◆ **Directive**: Each line from the start of the entries through the line that contains "type Field = (typeof" should be output exactly, please.

Raw records:
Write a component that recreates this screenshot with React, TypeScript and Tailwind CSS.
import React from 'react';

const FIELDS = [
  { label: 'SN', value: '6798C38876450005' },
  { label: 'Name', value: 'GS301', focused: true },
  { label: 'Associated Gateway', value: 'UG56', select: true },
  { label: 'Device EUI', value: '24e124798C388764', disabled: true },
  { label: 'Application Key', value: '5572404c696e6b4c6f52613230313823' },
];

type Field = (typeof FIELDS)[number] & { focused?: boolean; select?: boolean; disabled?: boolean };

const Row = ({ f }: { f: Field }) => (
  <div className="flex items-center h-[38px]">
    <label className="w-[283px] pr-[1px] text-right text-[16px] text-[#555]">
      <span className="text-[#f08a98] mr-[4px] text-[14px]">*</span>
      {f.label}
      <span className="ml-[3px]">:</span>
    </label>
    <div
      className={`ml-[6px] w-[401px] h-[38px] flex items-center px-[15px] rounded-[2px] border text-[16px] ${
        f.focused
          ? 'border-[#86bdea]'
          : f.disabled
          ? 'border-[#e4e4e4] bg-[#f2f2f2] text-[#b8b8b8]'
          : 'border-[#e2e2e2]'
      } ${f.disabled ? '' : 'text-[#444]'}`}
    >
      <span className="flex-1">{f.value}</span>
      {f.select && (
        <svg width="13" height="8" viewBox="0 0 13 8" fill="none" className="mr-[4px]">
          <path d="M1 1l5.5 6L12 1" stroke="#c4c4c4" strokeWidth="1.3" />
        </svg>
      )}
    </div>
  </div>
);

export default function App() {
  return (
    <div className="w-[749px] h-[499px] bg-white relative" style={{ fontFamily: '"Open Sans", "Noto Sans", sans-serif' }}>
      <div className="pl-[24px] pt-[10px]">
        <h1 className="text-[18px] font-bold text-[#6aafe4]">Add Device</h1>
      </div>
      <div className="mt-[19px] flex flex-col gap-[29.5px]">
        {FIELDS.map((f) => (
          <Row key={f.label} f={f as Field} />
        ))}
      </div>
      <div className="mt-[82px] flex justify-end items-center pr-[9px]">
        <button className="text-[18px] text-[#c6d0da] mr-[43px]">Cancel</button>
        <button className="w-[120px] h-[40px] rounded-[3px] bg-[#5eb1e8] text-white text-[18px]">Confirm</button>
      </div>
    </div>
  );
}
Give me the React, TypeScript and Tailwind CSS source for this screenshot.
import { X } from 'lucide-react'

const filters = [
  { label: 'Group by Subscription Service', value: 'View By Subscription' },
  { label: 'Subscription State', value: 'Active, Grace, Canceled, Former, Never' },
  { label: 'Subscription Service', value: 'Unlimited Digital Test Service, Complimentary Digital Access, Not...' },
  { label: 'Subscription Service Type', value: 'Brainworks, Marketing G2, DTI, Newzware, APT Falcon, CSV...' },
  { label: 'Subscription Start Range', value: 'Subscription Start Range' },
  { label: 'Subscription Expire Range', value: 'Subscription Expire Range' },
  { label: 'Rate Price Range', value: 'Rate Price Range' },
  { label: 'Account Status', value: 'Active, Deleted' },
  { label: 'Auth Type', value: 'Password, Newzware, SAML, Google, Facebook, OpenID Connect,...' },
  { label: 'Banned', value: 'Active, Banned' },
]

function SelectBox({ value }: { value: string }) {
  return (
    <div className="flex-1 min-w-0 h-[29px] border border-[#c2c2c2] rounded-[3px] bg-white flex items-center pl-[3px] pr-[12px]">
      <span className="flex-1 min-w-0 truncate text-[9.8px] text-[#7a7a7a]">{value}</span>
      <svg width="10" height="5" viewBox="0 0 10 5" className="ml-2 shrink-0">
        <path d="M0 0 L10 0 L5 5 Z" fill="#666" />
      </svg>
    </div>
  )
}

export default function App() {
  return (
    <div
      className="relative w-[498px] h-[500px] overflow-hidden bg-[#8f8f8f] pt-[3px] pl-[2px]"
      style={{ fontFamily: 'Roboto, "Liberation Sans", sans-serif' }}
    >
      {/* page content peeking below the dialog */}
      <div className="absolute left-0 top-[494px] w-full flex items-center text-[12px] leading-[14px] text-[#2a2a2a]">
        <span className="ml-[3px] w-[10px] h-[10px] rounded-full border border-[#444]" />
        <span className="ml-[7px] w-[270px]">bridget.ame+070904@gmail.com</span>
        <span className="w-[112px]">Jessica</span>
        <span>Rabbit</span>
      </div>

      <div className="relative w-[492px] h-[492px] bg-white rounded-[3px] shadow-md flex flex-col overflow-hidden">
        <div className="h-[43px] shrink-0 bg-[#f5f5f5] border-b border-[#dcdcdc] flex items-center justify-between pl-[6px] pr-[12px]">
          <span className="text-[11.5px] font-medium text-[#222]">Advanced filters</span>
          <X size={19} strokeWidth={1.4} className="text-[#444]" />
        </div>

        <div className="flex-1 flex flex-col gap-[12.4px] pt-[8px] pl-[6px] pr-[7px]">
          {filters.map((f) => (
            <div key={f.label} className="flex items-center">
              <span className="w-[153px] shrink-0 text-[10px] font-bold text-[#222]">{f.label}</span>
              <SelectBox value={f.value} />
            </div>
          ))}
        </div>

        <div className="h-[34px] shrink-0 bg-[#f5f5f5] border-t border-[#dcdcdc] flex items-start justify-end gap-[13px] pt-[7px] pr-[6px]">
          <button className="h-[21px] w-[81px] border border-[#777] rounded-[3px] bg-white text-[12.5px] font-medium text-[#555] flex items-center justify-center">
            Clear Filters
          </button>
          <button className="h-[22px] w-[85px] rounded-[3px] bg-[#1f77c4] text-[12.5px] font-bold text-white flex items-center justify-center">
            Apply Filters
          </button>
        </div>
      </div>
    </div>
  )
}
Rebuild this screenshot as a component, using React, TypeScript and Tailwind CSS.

◆ **Task answer**:
Write a component that recreates this screenshot with React, TypeScript and Tailwind CSS.
import React from 'react';

const FIELDS = [
  { label: 'SN', value: '6798C38876450005' },
  { label: 'Name', value: 'GS301', focused: true },
  { label: 'Associated Gateway', value: 'UG56', select: true },
  { label: 'Device EUI', value: '24e124798C388764', disabled: true },
  { label: 'Application Key', value: '5572404c696e6b4c6f52613230313823' },
];

type Field = (typeof FIELDS)[number] & { focused?: boolean; select?: boolean; disabled?: boolean };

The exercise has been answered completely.